I'd guess it's a Cold War.

Axl being a combination of the aging actress who is only still relevant in their head and simultaneously persona non grata with the handful of people he so brazenly burned his bridges with.

And dark as it is to say, Axl is probably a better commodity dead than alive at this point.

Releasing a GH/VBO could potentially release Guns from their contract. It gives Axl even more leverage.

Another compilation doesn't really make sense either. You can buy ala carte on iTunes or just pick up the Greatest Hits which probably kicks back more favorably to the record company.

elevendayempire
 Rep: 96 

Re: Duff Interview

James Lofton wrote:

Same here.


It has to be in the system(label/stores) for me to ever believe in any kind of release.

I'd really like to know the situation between GNR(Axl) and the label. They have been in limbo for eons. There was no reason on earth for the label to not release some sort of GH/Best of last year...especially for the holidays.

The reunion was the biggest music story of 2016 and there were a grand total of ZERO releases celebrating it. It's crazy. The whole planet fell in love with them again and the label doesn't want something in stores to capitalize from it?

The industry is definitely dying.....

I think they're playing it perfectly tbh. While I might want to hear new material right now, there are plenty of compelling reasons against releasing anything yet.

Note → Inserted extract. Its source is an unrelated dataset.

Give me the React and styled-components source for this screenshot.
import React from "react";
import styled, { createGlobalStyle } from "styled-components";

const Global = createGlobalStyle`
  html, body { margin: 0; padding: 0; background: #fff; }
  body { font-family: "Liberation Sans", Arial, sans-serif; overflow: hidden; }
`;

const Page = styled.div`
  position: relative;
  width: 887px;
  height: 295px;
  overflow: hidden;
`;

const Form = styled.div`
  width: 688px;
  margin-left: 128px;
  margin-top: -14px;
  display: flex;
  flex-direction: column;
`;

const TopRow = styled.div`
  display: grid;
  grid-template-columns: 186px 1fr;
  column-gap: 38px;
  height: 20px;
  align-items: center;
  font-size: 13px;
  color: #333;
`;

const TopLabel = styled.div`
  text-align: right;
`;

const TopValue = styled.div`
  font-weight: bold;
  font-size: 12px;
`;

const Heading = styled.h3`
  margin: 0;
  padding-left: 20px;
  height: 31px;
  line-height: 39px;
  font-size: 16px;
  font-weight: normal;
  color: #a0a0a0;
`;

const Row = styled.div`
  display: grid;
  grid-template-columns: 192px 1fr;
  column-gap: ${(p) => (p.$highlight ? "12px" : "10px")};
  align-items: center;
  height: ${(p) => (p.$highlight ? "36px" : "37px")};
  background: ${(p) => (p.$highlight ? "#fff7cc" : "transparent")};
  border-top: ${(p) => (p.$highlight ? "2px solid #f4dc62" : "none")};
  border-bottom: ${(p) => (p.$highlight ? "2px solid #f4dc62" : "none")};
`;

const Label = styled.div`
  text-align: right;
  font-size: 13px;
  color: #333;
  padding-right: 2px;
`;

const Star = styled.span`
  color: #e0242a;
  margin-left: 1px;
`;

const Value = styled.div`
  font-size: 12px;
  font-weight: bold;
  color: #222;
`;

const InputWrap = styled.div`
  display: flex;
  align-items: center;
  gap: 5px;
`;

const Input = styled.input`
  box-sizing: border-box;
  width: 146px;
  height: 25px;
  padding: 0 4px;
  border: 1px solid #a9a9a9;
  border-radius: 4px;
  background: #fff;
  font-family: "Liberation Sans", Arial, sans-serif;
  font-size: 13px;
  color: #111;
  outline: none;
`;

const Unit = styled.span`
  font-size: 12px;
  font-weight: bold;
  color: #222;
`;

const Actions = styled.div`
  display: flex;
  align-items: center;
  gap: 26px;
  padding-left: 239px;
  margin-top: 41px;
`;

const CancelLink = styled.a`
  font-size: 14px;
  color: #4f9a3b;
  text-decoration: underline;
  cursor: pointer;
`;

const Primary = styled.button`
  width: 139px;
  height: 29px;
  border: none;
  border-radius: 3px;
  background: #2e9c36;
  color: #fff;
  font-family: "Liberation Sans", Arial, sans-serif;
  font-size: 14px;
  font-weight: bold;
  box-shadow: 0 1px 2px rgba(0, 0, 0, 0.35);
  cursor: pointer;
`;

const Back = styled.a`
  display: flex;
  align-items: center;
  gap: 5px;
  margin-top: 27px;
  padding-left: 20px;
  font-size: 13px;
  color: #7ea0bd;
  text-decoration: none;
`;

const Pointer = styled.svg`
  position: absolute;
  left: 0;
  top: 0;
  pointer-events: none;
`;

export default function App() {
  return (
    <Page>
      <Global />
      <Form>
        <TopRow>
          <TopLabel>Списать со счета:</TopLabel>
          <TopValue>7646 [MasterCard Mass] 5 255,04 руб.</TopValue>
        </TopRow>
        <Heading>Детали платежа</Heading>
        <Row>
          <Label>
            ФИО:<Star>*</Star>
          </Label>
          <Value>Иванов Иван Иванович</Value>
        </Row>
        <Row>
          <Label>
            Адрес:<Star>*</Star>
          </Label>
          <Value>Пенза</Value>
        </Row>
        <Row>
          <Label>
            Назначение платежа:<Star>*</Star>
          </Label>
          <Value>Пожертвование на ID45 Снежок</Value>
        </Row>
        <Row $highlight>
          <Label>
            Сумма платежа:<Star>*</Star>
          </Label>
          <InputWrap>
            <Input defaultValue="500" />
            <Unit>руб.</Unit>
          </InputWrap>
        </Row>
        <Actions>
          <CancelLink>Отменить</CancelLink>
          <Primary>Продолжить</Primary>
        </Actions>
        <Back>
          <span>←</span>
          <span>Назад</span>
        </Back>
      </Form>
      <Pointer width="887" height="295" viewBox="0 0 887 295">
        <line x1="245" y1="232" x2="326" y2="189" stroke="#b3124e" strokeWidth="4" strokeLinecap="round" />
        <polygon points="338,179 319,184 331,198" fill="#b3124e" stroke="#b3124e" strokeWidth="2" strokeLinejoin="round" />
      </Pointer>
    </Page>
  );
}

1) Consider the weight of expectation on them. Appetite for Destruction is one of the best debut albums of all time. Use Your Illusion I & II are defining albums of the early 90s. Chinese Democracy is one of the most talked-about releases of all time. They have to live up to that. With their solo projects, there's less pressure so they can move quickly. Slash can chuck together some riffs, have Myles rattle out some vocals rhyming "starlight" with "right" and slap your bog-standard rock production sound on it. Guns N' Roses... can't. They have to live up to those past releases, especially with this, their comeback album. Like Star Wars Episode VII: you only get one shot at this, so you need to make it count.

2) Bureaucracy. Related to the above, there's a mess of bureaucracy at the record company that has to be resolved before a massive release like the GN'R comeback record. Publicity campaigns need to be put together, schedules need to be put in place so that they aren't clashing with any other big releases, etc etc. Bumblefoot's attempts to prove you can quickly throw together a single release in the age of the internet are a false equivalence; he can be nimble with his solo stuff because it's solo stuff from the second replacement guitarist in GN'R. GN'R itself can't do that. On top of that, there's all the contractual stuff – they have, IIRC, one release to go before they're out of contract and free. The record company will not want that release to be a live album or a greatest-hits-with-one-new-song. Axl probably doesn't want it to be GN'R's comeback album. That creates an impasse.

3) Timing. Why bother releasing new material when the tour is still selling well? In this day and age, new albums and songs function more as promo pushes for the real moneyspinner – touring. At best, we can expect a live release from the tour (easy to chuck together, easy money), followed by a best-of-with-new-tracks (my money's on Atlas Shrugged, maybe some reworkings of the Chinese Democracy stuff with Slash and Duff). Only then is there any point putting together a new album. Complicating matters is the fact that Axl may be off doing his AXL/DC thing, too.

On the plus side, there is cause for optimism. We know, per MSL, that Axl has an album's worth of new material that he considered ready to release before the Slash/Duff reunion. When it comes to reworking tracks to accommodate new band members, he moves pretty quickly – it didn't take long for Bumblefoot to lay down his guitar tracks once he joined the band. So I'd wager that there's already a dozen or so tracks that have been reworked with Slash and Duff already – some of which have vocal material that could even date back as far as the late 90s, so no worries about Axl's vocal qualities on them. We know, per Fortus, that the band's been jamming material in rehearsal. We know that Slash and Duff have piles of unused Velvet Revolver material from the Corey Taylor sessions. I suspect that when they do come to put an album together, they'll surprise us with how quickly they move.

buzzsaw
 Rep: 423 

Re: Duff Interview

buzzsaw wrote:

The last thing I am worried about in a studio release is Axl's vocals.  Ok, maybe not the last thing, but they will be spot on.  He can do a song a week and rest his voice in-between to bring the rasp as needed.  I think Mickey is a result of him cruising through parts of the live set to save himself.  He seemed to bring it most of the time with AC/DC, so it's not like he can't do it, but it's very demanding on his voice and he "had" to bring it in AC/DC where he was proving himself more than he does in GnR.

elevendayempire
 Rep: 96 

Re: Duff Interview

TBH I think the "worries" over Axl's live vocals are overstated by paranoid fans who overanalyse everything. And yes, when he's doing stuff in-studio there's plenty of time to allow his voice to recover between tracks. But there are still people who keep saying "OMG if they leave it another five years Axl's voice will be completely gone and the window to record a new studio album is shrinking."

Bitch, please. They have unused vocal tracks dating back to 1999, Axl's voice is the last thing we should be worried about.